If there is a limit to the rate that records should be written, then you can put a limit on the write_tabset command. If the order doesn't matter then this will efficiently write up to 1000 records and delete the records that were written:

buffer search -write_tabsep $db -limit 1000 -delete 1

Saving modified records to a log.

The special name _dirty is another pseudo-field. It's set to 1 when a record is modified, and can be reset to zero.

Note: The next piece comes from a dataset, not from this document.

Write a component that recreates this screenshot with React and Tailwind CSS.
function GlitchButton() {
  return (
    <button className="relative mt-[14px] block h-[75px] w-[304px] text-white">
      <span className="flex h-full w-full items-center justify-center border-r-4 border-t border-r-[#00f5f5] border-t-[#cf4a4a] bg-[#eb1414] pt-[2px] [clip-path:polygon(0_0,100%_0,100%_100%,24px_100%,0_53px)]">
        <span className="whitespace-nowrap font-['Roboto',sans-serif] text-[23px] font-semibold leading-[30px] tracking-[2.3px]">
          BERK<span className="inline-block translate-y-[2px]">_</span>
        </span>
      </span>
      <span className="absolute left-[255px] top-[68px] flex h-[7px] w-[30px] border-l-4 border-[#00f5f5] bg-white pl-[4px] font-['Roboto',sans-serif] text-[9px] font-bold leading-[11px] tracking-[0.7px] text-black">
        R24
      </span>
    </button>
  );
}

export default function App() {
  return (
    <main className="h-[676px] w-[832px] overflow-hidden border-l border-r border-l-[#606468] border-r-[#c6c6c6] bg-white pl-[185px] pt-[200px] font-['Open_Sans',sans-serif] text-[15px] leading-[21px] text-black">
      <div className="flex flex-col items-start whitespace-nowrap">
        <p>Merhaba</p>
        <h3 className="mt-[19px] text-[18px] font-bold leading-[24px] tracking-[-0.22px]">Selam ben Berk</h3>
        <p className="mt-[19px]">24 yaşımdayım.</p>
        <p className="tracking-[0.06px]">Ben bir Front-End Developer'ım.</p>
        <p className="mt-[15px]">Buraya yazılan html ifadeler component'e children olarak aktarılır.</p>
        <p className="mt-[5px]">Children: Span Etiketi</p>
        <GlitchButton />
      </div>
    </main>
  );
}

% t search -compare {{= -dirty 1}}
78

to append the modied records only to a file, and clear the _dirty fields at the same time, you can use search -write_tabsep ... -update:

set fp [open transaction_log.txt a]
t search -compare {{= _dirty 1}} -write_tabsep $fp -update {_dirty 0}
close $fp

Updating a secondary index

If you maintain a secondary index for a field, for example using a setter method as described in chapter 6, it will be necessary to update it after reading multiple records from a file or database. You can use the _dirty pseudo-field to update changed records.

# Load the new show
set fp [open $showname.txt r]
anim_characters read_tabsep $fp
close $fp

# Don't forget to buffer the search, since you're modifying the table in place.
anim_characters search \
  -compare {{= _dirty 1}} \
  -update {_dirty 0} \
  -buffer 1 \
  -key k -get row -fields name \
  -code {
      anim_characters set $k search_name [string tolower [lindex $row 0]]
  }

Note: this technique can not be used directly with client-server tables: you have to run the code on the server, perhaps by registering a method.

Loading partial tables

Loading partial tables can be a useful technique to save memory. Loading partial tables from SQL is easy - you simply SELECT only those rows that you want. When loading a tab separated file, though, you can sometimes benefit from a careful choice of keys. Since the key is an arbitrary string you can carefully select a key, for example you could incorporate the time in the key:

t set [clock format [clock seconds] -format "%Y%m%d.[incr sequence]"] $record

After writing or logging (as in the previous example) rows to a file, you could then pull ip records created in a specific month:

set fp [open audit.log r]
t read_tabsep $fp -glob "200801*"
close $fp

Other useful keys could be based on an IP address or a user name. In one application we used the MAC address and matched on the last two hex digits to pull in a reasonably well-distributed sample of cable modems to poll.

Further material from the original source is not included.